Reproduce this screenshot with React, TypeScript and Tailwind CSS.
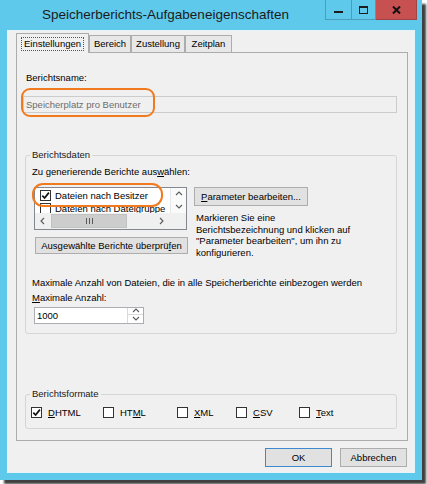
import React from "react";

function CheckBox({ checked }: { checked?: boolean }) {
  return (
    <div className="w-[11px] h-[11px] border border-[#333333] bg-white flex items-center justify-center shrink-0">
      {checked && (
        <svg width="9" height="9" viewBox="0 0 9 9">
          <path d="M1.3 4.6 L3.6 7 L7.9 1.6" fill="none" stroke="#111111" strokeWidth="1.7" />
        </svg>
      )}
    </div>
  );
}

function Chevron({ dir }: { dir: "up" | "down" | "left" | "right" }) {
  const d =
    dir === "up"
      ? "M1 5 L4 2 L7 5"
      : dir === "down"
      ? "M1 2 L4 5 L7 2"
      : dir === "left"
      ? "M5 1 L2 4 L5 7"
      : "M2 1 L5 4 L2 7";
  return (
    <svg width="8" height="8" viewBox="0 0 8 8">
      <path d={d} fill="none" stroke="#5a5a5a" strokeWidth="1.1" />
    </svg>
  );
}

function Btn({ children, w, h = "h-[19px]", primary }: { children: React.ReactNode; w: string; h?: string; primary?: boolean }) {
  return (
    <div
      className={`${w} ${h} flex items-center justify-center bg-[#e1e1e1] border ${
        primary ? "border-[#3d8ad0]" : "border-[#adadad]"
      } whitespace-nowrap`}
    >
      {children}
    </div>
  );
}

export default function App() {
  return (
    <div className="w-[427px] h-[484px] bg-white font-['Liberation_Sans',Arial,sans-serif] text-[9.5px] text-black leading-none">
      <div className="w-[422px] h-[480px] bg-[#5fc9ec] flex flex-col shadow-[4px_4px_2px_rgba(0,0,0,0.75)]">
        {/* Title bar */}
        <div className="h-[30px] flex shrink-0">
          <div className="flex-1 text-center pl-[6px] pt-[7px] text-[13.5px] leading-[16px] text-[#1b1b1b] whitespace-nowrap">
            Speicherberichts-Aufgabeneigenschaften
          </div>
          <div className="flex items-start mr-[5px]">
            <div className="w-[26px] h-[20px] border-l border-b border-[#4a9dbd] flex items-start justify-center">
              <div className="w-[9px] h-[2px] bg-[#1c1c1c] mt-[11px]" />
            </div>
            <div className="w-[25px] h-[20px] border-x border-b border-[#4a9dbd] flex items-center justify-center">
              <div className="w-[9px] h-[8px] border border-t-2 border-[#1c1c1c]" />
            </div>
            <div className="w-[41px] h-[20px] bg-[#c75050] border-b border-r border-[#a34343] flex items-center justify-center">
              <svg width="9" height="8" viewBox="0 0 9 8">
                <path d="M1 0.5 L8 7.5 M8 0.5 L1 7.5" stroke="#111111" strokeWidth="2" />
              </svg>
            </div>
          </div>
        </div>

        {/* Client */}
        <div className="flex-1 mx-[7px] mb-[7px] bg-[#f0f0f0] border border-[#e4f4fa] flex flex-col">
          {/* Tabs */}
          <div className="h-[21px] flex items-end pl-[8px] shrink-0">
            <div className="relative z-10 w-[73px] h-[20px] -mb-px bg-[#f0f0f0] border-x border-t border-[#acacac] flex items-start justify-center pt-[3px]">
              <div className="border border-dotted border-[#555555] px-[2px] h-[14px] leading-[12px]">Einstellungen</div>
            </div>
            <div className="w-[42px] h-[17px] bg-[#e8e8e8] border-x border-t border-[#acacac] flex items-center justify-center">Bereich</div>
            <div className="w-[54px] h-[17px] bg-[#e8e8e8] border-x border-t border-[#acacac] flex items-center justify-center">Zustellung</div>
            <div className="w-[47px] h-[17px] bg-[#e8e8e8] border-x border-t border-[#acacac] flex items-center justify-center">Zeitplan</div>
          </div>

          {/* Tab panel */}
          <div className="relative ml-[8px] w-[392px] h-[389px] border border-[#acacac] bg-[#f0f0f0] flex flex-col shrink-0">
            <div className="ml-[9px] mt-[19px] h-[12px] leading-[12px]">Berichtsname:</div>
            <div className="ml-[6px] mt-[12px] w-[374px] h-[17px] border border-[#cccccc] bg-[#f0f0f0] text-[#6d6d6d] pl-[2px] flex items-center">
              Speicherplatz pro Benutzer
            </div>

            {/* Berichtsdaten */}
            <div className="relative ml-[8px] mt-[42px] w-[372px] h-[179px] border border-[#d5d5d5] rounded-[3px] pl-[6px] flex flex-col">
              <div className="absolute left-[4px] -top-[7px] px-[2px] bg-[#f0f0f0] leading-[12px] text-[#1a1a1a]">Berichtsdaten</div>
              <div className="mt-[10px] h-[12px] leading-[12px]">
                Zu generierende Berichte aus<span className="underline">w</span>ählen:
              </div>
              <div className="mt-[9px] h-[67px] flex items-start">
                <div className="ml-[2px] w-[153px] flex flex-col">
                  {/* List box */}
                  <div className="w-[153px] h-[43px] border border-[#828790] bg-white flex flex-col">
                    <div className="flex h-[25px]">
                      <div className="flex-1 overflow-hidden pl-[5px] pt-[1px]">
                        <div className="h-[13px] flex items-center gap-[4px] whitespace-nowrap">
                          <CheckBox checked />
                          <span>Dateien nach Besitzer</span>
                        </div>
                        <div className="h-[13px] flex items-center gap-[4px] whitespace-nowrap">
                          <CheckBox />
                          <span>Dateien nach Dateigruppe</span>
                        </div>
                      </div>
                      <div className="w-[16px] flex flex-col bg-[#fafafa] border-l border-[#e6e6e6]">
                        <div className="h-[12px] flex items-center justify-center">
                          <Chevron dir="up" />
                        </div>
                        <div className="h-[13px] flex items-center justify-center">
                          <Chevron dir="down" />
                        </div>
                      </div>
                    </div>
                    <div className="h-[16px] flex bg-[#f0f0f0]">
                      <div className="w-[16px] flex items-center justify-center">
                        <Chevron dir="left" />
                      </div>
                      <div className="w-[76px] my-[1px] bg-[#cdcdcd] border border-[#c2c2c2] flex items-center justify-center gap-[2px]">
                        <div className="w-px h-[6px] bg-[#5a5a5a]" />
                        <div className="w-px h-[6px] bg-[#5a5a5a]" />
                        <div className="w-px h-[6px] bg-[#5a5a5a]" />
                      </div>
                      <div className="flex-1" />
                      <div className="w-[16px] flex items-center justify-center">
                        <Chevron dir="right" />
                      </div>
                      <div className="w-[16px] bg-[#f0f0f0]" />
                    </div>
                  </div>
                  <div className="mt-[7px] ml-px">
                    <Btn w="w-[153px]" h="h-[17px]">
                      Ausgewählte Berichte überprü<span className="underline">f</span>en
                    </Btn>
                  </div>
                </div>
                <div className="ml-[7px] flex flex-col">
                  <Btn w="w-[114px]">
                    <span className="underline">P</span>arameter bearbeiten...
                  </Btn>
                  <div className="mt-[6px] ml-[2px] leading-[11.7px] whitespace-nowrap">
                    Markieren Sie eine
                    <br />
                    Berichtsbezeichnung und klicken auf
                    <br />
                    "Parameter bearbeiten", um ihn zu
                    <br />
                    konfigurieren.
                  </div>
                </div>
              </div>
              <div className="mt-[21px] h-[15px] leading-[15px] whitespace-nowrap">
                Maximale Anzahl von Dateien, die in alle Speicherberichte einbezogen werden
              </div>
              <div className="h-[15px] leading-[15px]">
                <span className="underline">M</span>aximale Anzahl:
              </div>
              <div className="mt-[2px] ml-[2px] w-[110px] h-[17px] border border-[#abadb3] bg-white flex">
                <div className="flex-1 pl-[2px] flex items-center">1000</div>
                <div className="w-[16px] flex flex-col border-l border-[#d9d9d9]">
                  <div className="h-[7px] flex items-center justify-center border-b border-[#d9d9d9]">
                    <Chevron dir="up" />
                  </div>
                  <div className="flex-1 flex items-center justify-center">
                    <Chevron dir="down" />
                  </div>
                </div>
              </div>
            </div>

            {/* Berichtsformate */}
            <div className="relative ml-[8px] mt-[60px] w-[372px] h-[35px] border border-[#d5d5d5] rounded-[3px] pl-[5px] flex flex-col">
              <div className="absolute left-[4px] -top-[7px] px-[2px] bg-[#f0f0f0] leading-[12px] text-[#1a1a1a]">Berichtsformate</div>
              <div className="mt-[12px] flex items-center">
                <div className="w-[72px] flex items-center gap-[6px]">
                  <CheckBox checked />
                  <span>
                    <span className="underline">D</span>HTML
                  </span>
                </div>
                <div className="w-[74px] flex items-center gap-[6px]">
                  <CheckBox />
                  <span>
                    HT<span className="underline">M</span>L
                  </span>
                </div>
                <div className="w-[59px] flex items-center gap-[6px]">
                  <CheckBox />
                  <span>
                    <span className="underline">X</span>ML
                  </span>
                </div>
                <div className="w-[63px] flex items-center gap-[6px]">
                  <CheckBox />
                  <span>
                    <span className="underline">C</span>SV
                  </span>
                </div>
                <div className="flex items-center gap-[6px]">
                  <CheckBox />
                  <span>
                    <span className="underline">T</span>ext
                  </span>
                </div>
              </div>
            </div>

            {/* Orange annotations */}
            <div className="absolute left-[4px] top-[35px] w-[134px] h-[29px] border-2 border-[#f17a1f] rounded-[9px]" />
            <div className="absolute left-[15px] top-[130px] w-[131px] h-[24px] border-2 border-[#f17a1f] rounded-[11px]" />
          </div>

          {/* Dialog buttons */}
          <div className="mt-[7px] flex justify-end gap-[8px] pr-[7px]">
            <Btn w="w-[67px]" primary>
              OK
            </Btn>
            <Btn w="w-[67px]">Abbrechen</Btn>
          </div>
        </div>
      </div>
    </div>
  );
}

### Task instructions
Extract, word for word, each line from the top of the data down to and including the line with "import React from"; skip the pictures.

### Result of this task
Reproduce this screenshot with React, TypeScript and Tailwind CSS.
import React from "react";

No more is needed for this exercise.